Below is a listing; write it out exactly and drop any images from it.

** START Provided material **

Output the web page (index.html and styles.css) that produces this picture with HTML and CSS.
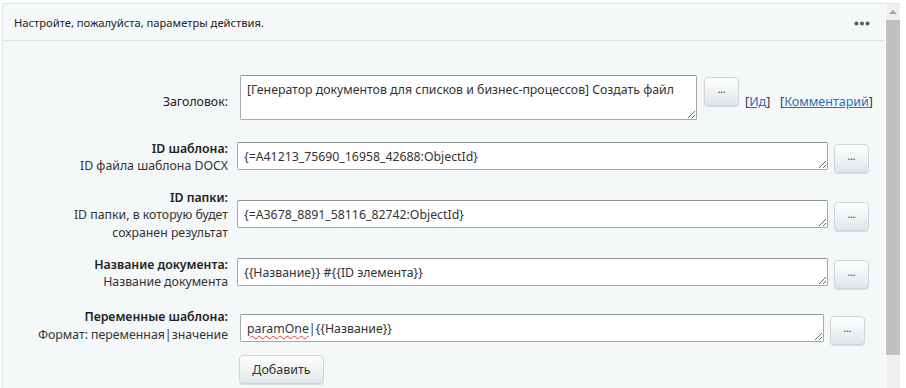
FILE: index.html
```html
<!DOCTYPE html>
<html lang="ru">
<head>
<meta charset="utf-8">
<link rel="stylesheet" href="styles.css">
</head>
<body>
<div class="frame">
  <div class="panel">
    <div class="head">
      <span class="head-title">Настройте, пожалуйста, параметры действия.</span>
      <svg class="head-more" width="16" height="5" viewBox="0 0 16 5"><circle cx="2.5" cy="2.5" r="2" fill="#5a5a5a"/><circle cx="8" cy="2.5" r="2" fill="#5a5a5a"/><circle cx="13.5" cy="2.5" r="2" fill="#5a5a5a"/></svg>
    </div>
    <div class="form">
      <div class="row row-title">
        <div class="label"><span class="plain">Заголовок:</span></div>
        <div class="field field-wide">
          <div class="ta ta-title">[Генератор документов для списков и бизнес-процессов] Создать файл</div>
          <button class="dots dots-title">...</button>
          <span class="links">[<a href="#">Ид</a>]&nbsp;&nbsp; [<a href="#">Комментарий</a>]</span>
        </div>
      </div>
      <div class="row row-tpl">
        <div class="label"><b>ID шаблона:</b><br>ID файла шаблона DOCX</div>
        <div class="field">
          <div class="ta">{=A41213_75690_16958_42688:ObjectId}</div>
          <button class="dots">...</button>
        </div>
      </div>
      <div class="row row-dir">
        <div class="label"><b>ID папки:</b><br>ID папки, в которую будет<br>сохранен результат</div>
        <div class="field">
          <div class="ta">{=A3678_8891_58116_82742:ObjectId}</div>
          <button class="dots">...</button>
        </div>
      </div>
      <div class="row row-name">
        <div class="label"><b>Название документа:</b><br>Название документа</div>
        <div class="field">
          <div class="ta">{{Название}} #{{ID элемента}}</div>
          <button class="dots">...</button>
        </div>
      </div>
      <div class="row row-vars">
        <div class="label"><b>Переменные шаблона:</b><br>Формат: переменная|значение</div>
        <div class="field field-wide">
          <div class="ta ta-vars"><span class="typo">paramOne</span>|{{Название}}</div>
          <button class="dots">...</button>
        </div>
      </div>
      <div class="row-add">
        <button class="add">Добавить</button>
      </div>
    </div>
  </div>
  <div class="scrollbar">
    <div class="sb-arrow"></div>
    <div class="sb-thumb"></div>
    <div class="sb-track"></div>
  </div>
</div>
</body>
</html>
```
FILE: styles.css
```css
html, body {
  margin: 0;
  padding: 0;
  background: #ffffff;
}
body {
  font-family: "Noto Sans", "Open Sans", sans-serif;
  color: #222;
  width: 906px;
  height: 388px;
  overflow: hidden;
}
.frame {
  display: flex;
  margin-top: 3px;
  margin-left: 2px;
  height: 385px;
  width: 898px;
  border-top: 1px solid #e1e6e8;
}
.panel {
  flex: 1;
  background: #f5f8f9;
  border-left: 1px solid #e1e6e8;
  overflow: hidden;
}
.head {
  height: 36px;
  border-bottom: 1px solid #dde4e7;
  display: flex;
  align-items: center;
  justify-content: space-between;
  padding: 0 15px 0 11px;
}
.head-title {
  font-size: 11.2px;
  color: #222;
}
.head-more {
  display: block;
  margin-top: 2px;
}
.form {
  padding-top: 19px;
}
.row {
  display: flex;
  align-items: center;
}
.label {
  width: 225px;
  flex: none;
  text-align: right;
  font-size: 12.3px;
  line-height: 17.5px;
  color: #333;
}
.label b {
  font-weight: 600;
  color: #222;
}
.plain {
  color: #222;
}
.field {
  display: flex;
  align-items: center;
  margin-left: 9px;
}
.field-wide {
  margin-left: 12px;
}
.ta {
  box-sizing: border-box;
  width: 591px;
  height: 28px;
  background: #fff;
  border: 1px solid #a6a9ab;
  border-top-color: #8f9294;
  border-radius: 2px;
  padding: 5px 6px;
  font-size: 12.3px;
  line-height: 17px;
  color: #333;
  resize: both;
  overflow: hidden;
  white-space: nowrap;
}
.ta-title {
  width: 457px;
  height: 45px;
  padding-top: 5px;
}
.ta-vars {
  width: 584px;
}
.typo {
  text-decoration: underline wavy #e0332b;
  text-decoration-thickness: 1px;
  text-underline-offset: 2px;
}
.dots {
  box-sizing: border-box;
  width: 35px;
  height: 29px;
  margin-left: 6px;
  margin-top: 4px;
  border: 1px solid #cfd6da;
  border-radius: 4px;
  background: linear-gradient(#ffffff, #dfe6e9);
  box-shadow: 0 1px 1px rgba(0,0,0,0.12);
  font-family: "Noto Sans", sans-serif;
  font-size: 9px;
  font-weight: bold;
  color: #555;
  padding: 0 0 4px;
  letter-spacing: 0;
}
.dots-title {
  margin-left: 7px;
  align-self: flex-start;
  margin-top: 2px;
}
.links {
  align-self: flex-end;
  margin-left: 6px;
  margin-bottom: 10px;
  font-size: 12.5px;
  color: #333;
}
.links a {
  color: #2a6fb8;
  text-decoration: underline;
}
.row-title {
  height: 75px;
}
.row-title .label {
  padding-top: 8px;
}
.row-tpl {
  height: 44px;
}
.row-tpl .field, .row-dir .field, .row-name .field {
  margin-top: -2px;
}
.row-dir {
  height: 72px;
}
.row-name {
  height: 44px;
}
.row-vars {
  height: 46px;
  margin-top: 10px;
}
.row-vars .label {
  margin-top: -5px;
}
.row-add {
  padding-left: 236px;
  margin-top: 4px;
}
.add {
  box-sizing: border-box;
  width: 85px;
  height: 29px;
  border: 1px solid #cfd6da;
  border-radius: 4px;
  background: linear-gradient(#ffffff, #dfe6e9);
  box-shadow: 0 1px 1px rgba(0,0,0,0.12);
  font-family: "Noto Sans", sans-serif;
  font-size: 12.5px;
  color: #333;
  padding: 0;
}
.scrollbar {
  width: 14px;
  margin-left: 1px;
  display: flex;
  flex-direction: column;
  background: #f0f0f0;
}
.sb-arrow {
  height: 16px;
  display: flex;
  justify-content: center;
  align-items: center;
}
.sb-arrow::before {
  content: "";
  width: 0;
  height: 0;
  border-left: 4px solid transparent;
  border-right: 4px solid transparent;
  border-bottom: 4px solid #a3a3a3;
}
.sb-thumb {
  height: 335px;
  background: #c1c1c1;
}
.sb-track {
  flex: 1;
}
```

** END Provided material **

» Right answer:
Output the web page (index.html and styles.css) that produces this picture with HTML and CSS.
FILE: index.html
```html
<!DOCTYPE html>
<html lang="ru">
<head>
<meta charset="utf-8">
<link rel="stylesheet" href="styles.css">
</head>
<body>
<div class="frame">
  <div class="panel">
    <div class="head">
      <span class="head-title">Настройте, пожалуйста, параметры действия.</span>
      <svg class="head-more" width="16" height="5" viewBox="0 0 16 5"><circle cx="2.5" cy="2.5" r="2" fill="#5a5a5a"/><circle cx="8" cy="2.5" r="2" fill="#5a5a5a"/><circle cx="13.5" cy="2.5" r="2" fill="#5a5a5a"/></svg>
    </div>
    <div class="form">
      <div class="row row-title">
        <div class="label"><span class="plain">Заголовок:</span></div>
        <div class="field field-wide">
          <div class="ta ta-title">[Генератор документов для списков и бизнес-процессов] Создать файл</div>
          <button class="dots dots-title">...</button>
          <span class="links">[<a href="#">Ид</a>]&nbsp;&nbsp; [<a href="#">Комментарий</a>]</span>
        </div>
      </div>
      <div class="row row-tpl">
        <div class="label"><b>ID шаблона:</b><br>ID файла шаблона DOCX</div>
        <div class="field">
          <div class="ta">{=A41213_75690_16958_42688:ObjectId}</div>
          <button class="dots">...</button>
        </div>
      </div>
      <div class="row row-dir">
        <div class="label"><b>ID папки:</b><br>ID папки, в которую будет<br>сохранен результат</div>
        <div class="field">
          <div class="ta">{=A3678_8891_58116_82742:ObjectId}</div>
          <button class="dots">...</button>
        </div>
      </div>
      <div class="row row-name">
        <div class="label"><b>Название документа:</b><br>Название документа</div>
        <div class="field">
          <div class="ta">{{Название}} #{{ID элемента}}</div>
          <button class="dots">...</button>
        </div>
      </div>
      <div class="row row-vars">
        <div class="label"><b>Переменные шаблона:</b><br>Формат: переменная|значение</div>
        <div class="field field-wide">
          <div class="ta ta-vars"><span class="typo">paramOne</span>|{{Название}}</div>
          <button class="dots">...</button>
        </div>
      </div>
      <div class="row-add">
        <button class="add">Добавить</button>
      </div>
    </div>
  </div>
  <div class="scrollbar">
    <div class="sb-arrow"></div>
    <div class="sb-thumb"></div>
    <div class="sb-track"></div>
  </div>
</div>
</body>
</html>
```
FILE: styles.css
```css
html, body {
  margin: 0;
  padding: 0;
  background: #ffffff;
}
body {
  font-family: "Noto Sans", "Open Sans", sans-serif;
  color: #222;
  width: 906px;
  height: 388px;
  overflow: hidden;
}
.frame {
  display: flex;
  margin-top: 3px;
  margin-left: 2px;
  height: 385px;
  width: 898px;
  border-top: 1px solid #e1e6e8;
}
.panel {
  flex: 1;
  background: #f5f8f9;
  border-left: 1px solid #e1e6e8;
  overflow: hidden;
}
.head {
  height: 36px;
  border-bottom: 1px solid #dde4e7;
  display: flex;
  align-items: center;
  justify-content: space-between;
  padding: 0 15px 0 11px;
}
.head-title {
  font-size: 11.2px;
  color: #222;
}
.head-more {
  display: block;
  margin-top: 2px;
}
.form {
  padding-top: 19px;
}
.row {
  display: flex;
  align-items: center;
}
.label {
  width: 225px;
  flex: none;
  text-align: right;
  font-size: 12.3px;
  line-height: 17.5px;
  color: #333;
}
.label b {
  font-weight: 600;
  color: #222;
}
.plain {
  color: #222;
}
.field {
  display: flex;
  align-items: center;
  margin-left: 9px;
}
.field-wide {
  margin-left: 12px;
}
.ta {
  box-sizing: border-box;
  width: 591px;
  height: 28px;
  background: #fff;
  border: 1px solid #a6a9ab;
  border-top-color: #8f9294;
  border-radius: 2px;
  padding: 5px 6px;
  font-size: 12.3px;
  line-height: 17px;
  color: #333;
  resize: both;
  overflow: hidden;
  white-space: nowrap;
}
.ta-title {
  width: 457px;
  height: 45px;
  padding-top: 5px;
}
.ta-vars {
  width: 584px;
}
.typo {
  text-decoration: underline wavy #e0332b;
  text-decoration-thickness: 1px;
  text-underline-offset: 2px;
}
.dots {
  box-sizing: border-box;
  width: 35px;
  height: 29px;
  margin-left: 6px;
  margin-top: 4px;
  border: 1px solid #cfd6da;
  border-radius: 4px;
  background: linear-gradient(#ffffff, #dfe6e9);
  box-shadow: 0 1px 1px rgba(0,0,0,0.12);
  font-family: "Noto Sans", sans-serif;
  font-size: 9px;
  font-weight: bold;
  color: #555;
  padding: 0 0 4px;
  letter-spacing: 0;
}
.dots-title {
  margin-left: 7px;
  align-self: flex-start;
  margin-top: 2px;
}
.links {
  align-self: flex-end;
  margin-left: 6px;
  margin-bottom: 10px;
  font-size: 12.5px;
  color: #333;
}
.links a {
  color: #2a6fb8;
  text-decoration: underline;
}
.row-title {
  height: 75px;
}
.row-title .label {
  padding-top: 8px;
}
.row-tpl {
  height: 44px;
}
.row-tpl .field, .row-dir .field, .row-name .field {
  margin-top: -2px;
}
.row-dir {
  height: 72px;
}
.row-name {
  height: 44px;
}
.row-vars {
  height: 46px;
  margin-top: 10px;
}
.row-vars .label {
  margin-top: -5px;
}
.row-add {
  padding-left: 236px;
  margin-top: 4px;
}
.add {
  box-sizing: border-box;
  width: 85px;
  height: 29px;
  border: 1px solid #cfd6da;
  border-radius: 4px;
  background: linear-gradient(#ffffff, #dfe6e9);
  box-shadow: 0 1px 1px rgba(0,0,0,0.12);
  font-family: "Noto Sans", sans-serif;
  font-size: 12.5px;
  color: #333;
  padding: 0;
}
.scrollbar {
  width: 14px;
  margin-left: 1px;
  display: flex;
  flex-direction: column;
  background: #f0f0f0;
}
.sb-arrow {
  height: 16px;
  display: flex;
  justify-content: center;
  align-items: center;
}
.sb-arrow::before {
  content: "";
  width: 0;
  height: 0;
  border-left: 4px solid transparent;
  border-right: 4px solid transparent;
  border-bottom: 4px solid #a3a3a3;
}
.sb-thumb {
  height: 335px;
  background: #c1c1c1;
}
.sb-track {
  flex: 1;
}
```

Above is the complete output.